The video newsman blinked. "I, uh—"
"Mr Tik-Tok. The famous robot artist and businessman."
"Well well. Uh, speaking as a fellow robot, do you think you could tell us why he did it? Why he risked his, uh, life this way?"
"I guess because he cares. He really cares."
"He cares about people?"
"People, robots, everybody. Take me, for instance. I was in the junkyard when he found me. He had me repaired, gave me a good job, a new start in life. He even gave me art lessons, taught me to paint. And not just me, he's done the same for hundreds of broken-down robots. Yup, Tik-Tok really cares."

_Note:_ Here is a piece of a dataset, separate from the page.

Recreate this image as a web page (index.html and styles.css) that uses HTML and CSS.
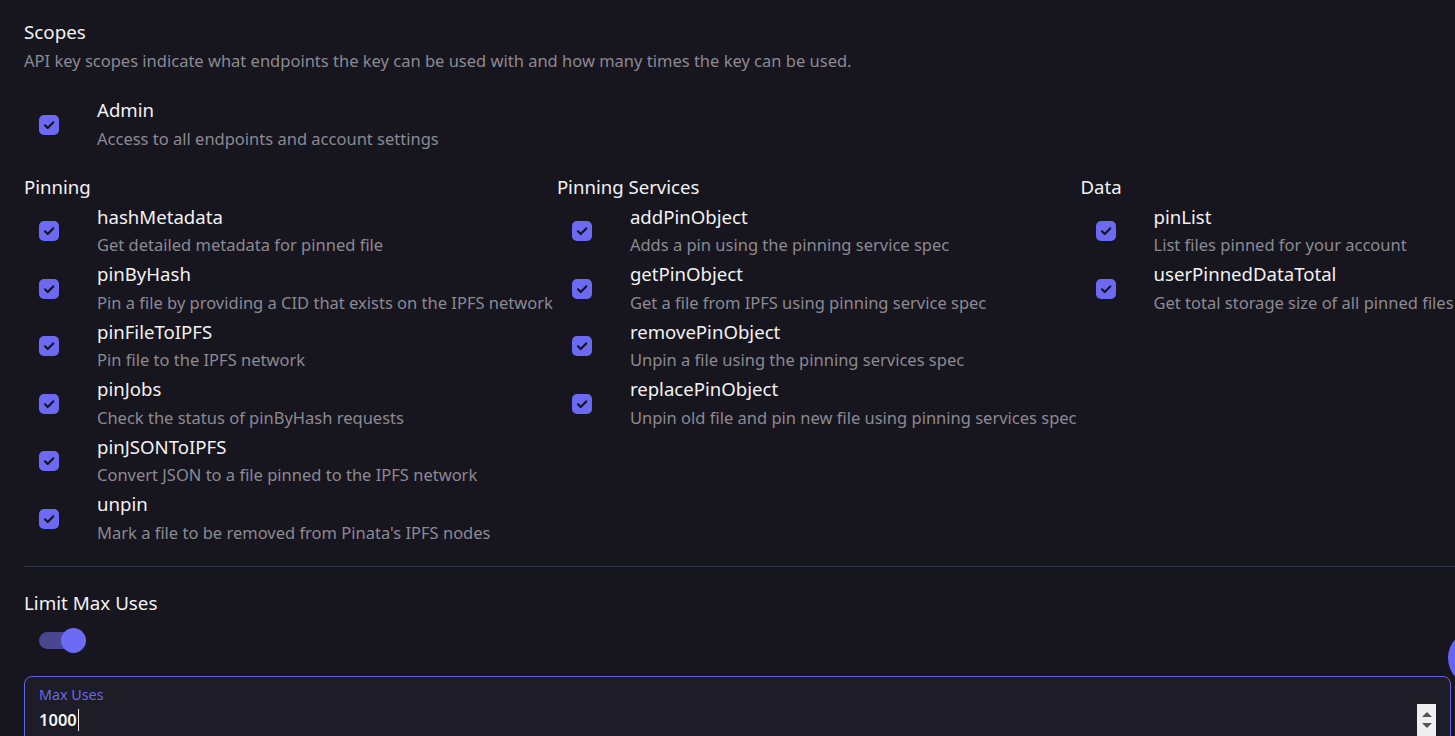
FILE: index.html
```html
<!DOCTYPE html>
<html lang="en">
<head>
<meta charset="utf-8">
<title>Scopes</title>
<link rel="stylesheet" href="styles.css">
</head>
<body>
<main class="page">
  <section class="scopes">
    <h2 class="section-title">Scopes</h2>
    <p class="section-sub">API key scopes indicate what endpoints the key can be used with and how many times the key can be used.</p>

    <div class="admin">
      <label class="scope">
        <span class="check"><svg viewBox="0 0 20 20" width="20" height="20"><path d="M6 10.3l2.7 2.7L14.2 7.4" fill="none" stroke="#17151f" stroke-width="2.2" stroke-linecap="round" stroke-linejoin="round"/></svg></span>
        <span class="scope-text"><span class="scope-name">Admin</span><span class="scope-desc">Access to all endpoints and account settings</span></span>
      </label>
    </div>

    <div class="groups">
      <div class="group">
        <h3 class="group-title">Pinning</h3>
        <label class="scope">
          <span class="check"><svg viewBox="0 0 20 20" width="20" height="20"><path d="M6 10.3l2.7 2.7L14.2 7.4" fill="none" stroke="#17151f" stroke-width="2.2" stroke-linecap="round" stroke-linejoin="round"/></svg></span>
          <span class="scope-text"><span class="scope-name">hashMetadata</span><span class="scope-desc">Get detailed metadata for pinned file</span></span>
        </label>
        <label class="scope">
          <span class="check"><svg viewBox="0 0 20 20" width="20" height="20"><path d="M6 10.3l2.7 2.7L14.2 7.4" fill="none" stroke="#17151f" stroke-width="2.2" stroke-linecap="round" stroke-linejoin="round"/></svg></span>
          <span class="scope-text"><span class="scope-name">pinByHash</span><span class="scope-desc">Pin a file by providing a CID that exists on the IPFS network</span></span>
        </label>
        <label class="scope">
          <span class="check"><svg viewBox="0 0 20 20" width="20" height="20"><path d="M6 10.3l2.7 2.7L14.2 7.4" fill="none" stroke="#17151f" stroke-width="2.2" stroke-linecap="round" stroke-linejoin="round"/></svg></span>
          <span class="scope-text"><span class="scope-name">pinFileToIPFS</span><span class="scope-desc">Pin file to the IPFS network</span></span>
        </label>
        <label class="scope">
          <span class="check"><svg viewBox="0 0 20 20" width="20" height="20"><path d="M6 10.3l2.7 2.7L14.2 7.4" fill="none" stroke="#17151f" stroke-width="2.2" stroke-linecap="round" stroke-linejoin="round"/></svg></span>
          <span class="scope-text"><span class="scope-name">pinJobs</span><span class="scope-desc">Check the status of pinByHash requests</span></span>
        </label>
        <label class="scope">
          <span class="check"><svg viewBox="0 0 20 20" width="20" height="20"><path d="M6 10.3l2.7 2.7L14.2 7.4" fill="none" stroke="#17151f" stroke-width="2.2" stroke-linecap="round" stroke-linejoin="round"/></svg></span>
          <span class="scope-text"><span class="scope-name">pinJSONToIPFS</span><span class="scope-desc">Convert JSON to a file pinned to the IPFS network</span></span>
        </label>
        <label class="scope">
          <span class="check"><svg viewBox="0 0 20 20" width="20" height="20"><path d="M6 10.3l2.7 2.7L14.2 7.4" fill="none" stroke="#17151f" stroke-width="2.2" stroke-linecap="round" stroke-linejoin="round"/></svg></span>
          <span class="scope-text"><span class="scope-name">unpin</span><span class="scope-desc">Mark a file to be removed from Pinata's IPFS nodes</span></span>
        </label>
      </div>

      <div class="group">
        <h3 class="group-title">Pinning Services</h3>
        <label class="scope">
          <span class="check"><svg viewBox="0 0 20 20" width="20" height="20"><path d="M6 10.3l2.7 2.7L14.2 7.4" fill="none" stroke="#17151f" stroke-width="2.2" stroke-linecap="round" stroke-linejoin="round"/></svg></span>
          <span class="scope-text"><span class="scope-name">addPinObject</span><span class="scope-desc">Adds a pin using the pinning service spec</span></span>
        </label>
        <label class="scope">
          <span class="check"><svg viewBox="0 0 20 20" width="20" height="20"><path d="M6 10.3l2.7 2.7L14.2 7.4" fill="none" stroke="#17151f" stroke-width="2.2" stroke-linecap="round" stroke-linejoin="round"/></svg></span>
          <span class="scope-text"><span class="scope-name">getPinObject</span><span class="scope-desc">Get a file from IPFS using pinning service spec</span></span>
        </label>
        <label class="scope">
          <span class="check"><svg viewBox="0 0 20 20" width="20" height="20"><path d="M6 10.3l2.7 2.7L14.2 7.4" fill="none" stroke="#17151f" stroke-width="2.2" stroke-linecap="round" stroke-linejoin="round"/></svg></span>
          <span class="scope-text"><span class="scope-name">removePinObject</span><span class="scope-desc">Unpin a file using the pinning services spec</span></span>
        </label>
        <label class="scope">
          <span class="check"><svg viewBox="0 0 20 20" width="20" height="20"><path d="M6 10.3l2.7 2.7L14.2 7.4" fill="none" stroke="#17151f" stroke-width="2.2" stroke-linecap="round" stroke-linejoin="round"/></svg></span>
          <span class="scope-text"><span class="scope-name">replacePinObject</span><span class="scope-desc">Unpin old file and pin new file using pinning services spec</span></span>
        </label>
      </div>

      <div class="group">
        <h3 class="group-title">Data</h3>
        <label class="scope">
          <span class="check"><svg viewBox="0 0 20 20" width="20" height="20"><path d="M6 10.3l2.7 2.7L14.2 7.4" fill="none" stroke="#17151f" stroke-width="2.2" stroke-linecap="round" stroke-linejoin="round"/></svg></span>
          <span class="scope-text"><span class="scope-name">pinList</span><span class="scope-desc">List files pinned for your account</span></span>
        </label>
        <label class="scope">
          <span class="check"><svg viewBox="0 0 20 20" width="20" height="20"><path d="M6 10.3l2.7 2.7L14.2 7.4" fill="none" stroke="#17151f" stroke-width="2.2" stroke-linecap="round" stroke-linejoin="round"/></svg></span>
          <span class="scope-text"><span class="scope-name">userPinnedDataTotal</span><span class="scope-desc">Get total storage size of all pinned files</span></span>
        </label>
      </div>
    </div>
  </section>

  <hr class="divider">

  <section class="limit">
    <h2 class="section-title">Limit Max Uses</h2>
    <div class="switch"><span class="switch-track"></span><span class="switch-thumb"></span></div>
    <div class="field">
      <span class="field-label">Max Uses</span>
      <span class="field-value">1000<span class="caret"></span></span>
      <span class="spinner"><span class="tri up"></span><span class="tri down"></span></span>
    </div>
  </section>

  <span class="fab"></span>
</main>
</body>
</html>
```

FILE: styles.css
```css
* { box-sizing: border-box; }

html, body {
  margin: 0;
  padding: 0;
  background: #17151e;
  overflow: hidden;
}

body {
  font-family: "Noto Sans", "Open Sans", sans-serif;
  color: #f2f2f4;
  width: 1455px;
  height: 736px;
}

.page {
  position: relative;
  padding: 18px 0 0 24px;
  height: 736px;
}

.section-title {
  margin: 0;
  font-size: 18.8px;
  font-weight: 400;
  line-height: 28px;
  color: #f2f2f4;
}

.section-sub {
  margin: 3px 0 0;
  font-size: 16.5px;
  line-height: 24px;
  color: #8b8a92;
}

.admin {
  margin-top: 23px;
}

.scope {
  display: flex;
  align-items: center;
}

.check {
  flex: none;
  width: 20px;
  height: 20px;
  margin: 0 38px 0 15px;
  border-radius: 5px;
  background: #6c69f2;
  display: flex;
}

.scope-text {
  display: flex;
  flex-direction: column;
}

.scope-name {
  font-size: 18.6px;
  line-height: 28.75px;
  color: #f2f2f4;
}

.scope-desc {
  font-size: 16.5px;
  line-height: 28.75px;
  color: #8b8a92;
}

.groups {
  display: flex;
  gap: 4px;
  margin-top: 19px;
}

.group-title {
  margin: 0 0 2px;
  font-size: 18.6px;
  font-weight: 400;
  line-height: 28px;
  color: #f2f2f4;
}

.divider {
  border: 0;
  border-top: 1px solid #2d3142;
  margin: 18px 0 0;
}

.limit {
  padding-top: 22px;
}

.switch {
  position: relative;
  width: 48px;
  height: 25px;
  margin: 11px 0 0 15px;
}

.switch-track {
  position: absolute;
  left: 0;
  top: 4px;
  width: 42px;
  height: 17px;
  border-radius: 9px;
  background: #4a4690;
}

.switch-thumb {
  position: absolute;
  left: 22px;
  top: 0;
  width: 25px;
  height: 25px;
  border-radius: 50%;
  background: #6b6bf4;
}

.field {
  position: relative;
  margin: 23px 4px 0 0;
  height: 80px;
  border: 1px solid #6463e4;
  border-radius: 8px;
  background: #1e1c26;
  padding: 8px 14px;
  display: flex;
  flex-direction: column;
}

.field-label {
  font-size: 14.3px;
  line-height: 20px;
  color: #6a68e8;
}

.field-value {
  margin-top: 1px;
  font-size: 16.5px;
  line-height: 28px;
  font-weight: 600;
  color: #f4f4f6;
  display: flex;
  align-items: center;
}

.caret {
  display: inline-block;
  width: 1.5px;
  height: 22px;
  background: #f4f4f6;
  margin-left: 1px;
}

.spinner {
  position: absolute;
  right: 14px;
  top: 27px;
  width: 19px;
  height: 32px;
  background: #efefef;
  display: flex;
  flex-direction: column;
  align-items: center;
  justify-content: center;
  gap: 6px;
}

.tri {
  width: 0;
  height: 0;
  border-left: 5px solid transparent;
  border-right: 5px solid transparent;
}

.tri.up { border-bottom: 5px solid #555; }
.tri.down { border-top: 5px solid #555; }

.fab {
  position: absolute;
  left: 1448px;
  top: 630px;
  width: 56px;
  height: 56px;
  border-radius: 50%;
  background: #6366f1;
}
```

It wasn't quite my rehearsed speech, but it was good enough, and Nobby had managed to remember the key slogan. As I moved away, faking a slight limp, the crowd broke into spontaneous applause.
U
p to now my career had run on relatively straight lines; after that fire it began an upward, outward spiral. My bubbly melted face not only made the six o'clock news, it became a symbol of robot service to humanity. I continued to wear it for a week or so while it was filmed for news programs, documentaries, posters urging robot civil rights (the Congressional vote was coming up). Urnia asked me to guest on her network show immediately—no nonsense about writing a book now—and so did her rival, Mally Goom. I was asked to appear on radio phone-ins, to give pictures to charities, to endorse hundreds of products, to sign petitions and support causes I'd never heard of.
Time
would put me on the cover of their robot civil rights issue. The
New Yorker
planned a profile.
One PR-conscious radio station started a fund to buy me a new face; it zoomed over a million before I had a chance to decline publicly, donating the money to the Clockman Foundation. Country singers jostled one another in trying to pay tribute to my wonderfulness:
Tik-Tok, Tik-Tok
What made your face so red?
I been a-savin' old people from a turrible fire,
It's a wonder I ain't dead.
Tik-Tok, Tik-Tok
What makes you so doggoned brave?
I wanta show the world that a good robot
Is a friend and not a slave.
My girl's in love with a robot
His name is old Tik-Tok.
She said, darlin' don't be jealous,
He's nothin' but a clock.
He may be an old tinhead,
But he's a mighty fine friend, she said.
My new face did finally cost a million. I had it designed by Psychobox, the leading presentation and packaging firm who'd done some fine work for us already. It was Psychobox who developed BOBO, the farm robot package from Clockman Exports.
BOBO was supposed to be the answer for those farmers in the Third World who needed field hands but couldn't afford them. BOBO was cheaper than any human hand, and could do the work of two, we said, in advertisements which showed him hoisting an ox on his broad shoulders.
In fact, BOBO could only be made so cheaply by making him of wood, cardboard and paper mâché, and by using cheap, defective electronics. At best, BOBOs fell apart under the first hard rain. At worst, they went berserk, destroying crops and killing animals. One BOBO in Upper Ruritania picked up a scythe and slaughtered half a village. After that, we had to increase our bribe to U.R. officials, and agree to ship only empty BOBO cartons to their country in fulfilling our quota.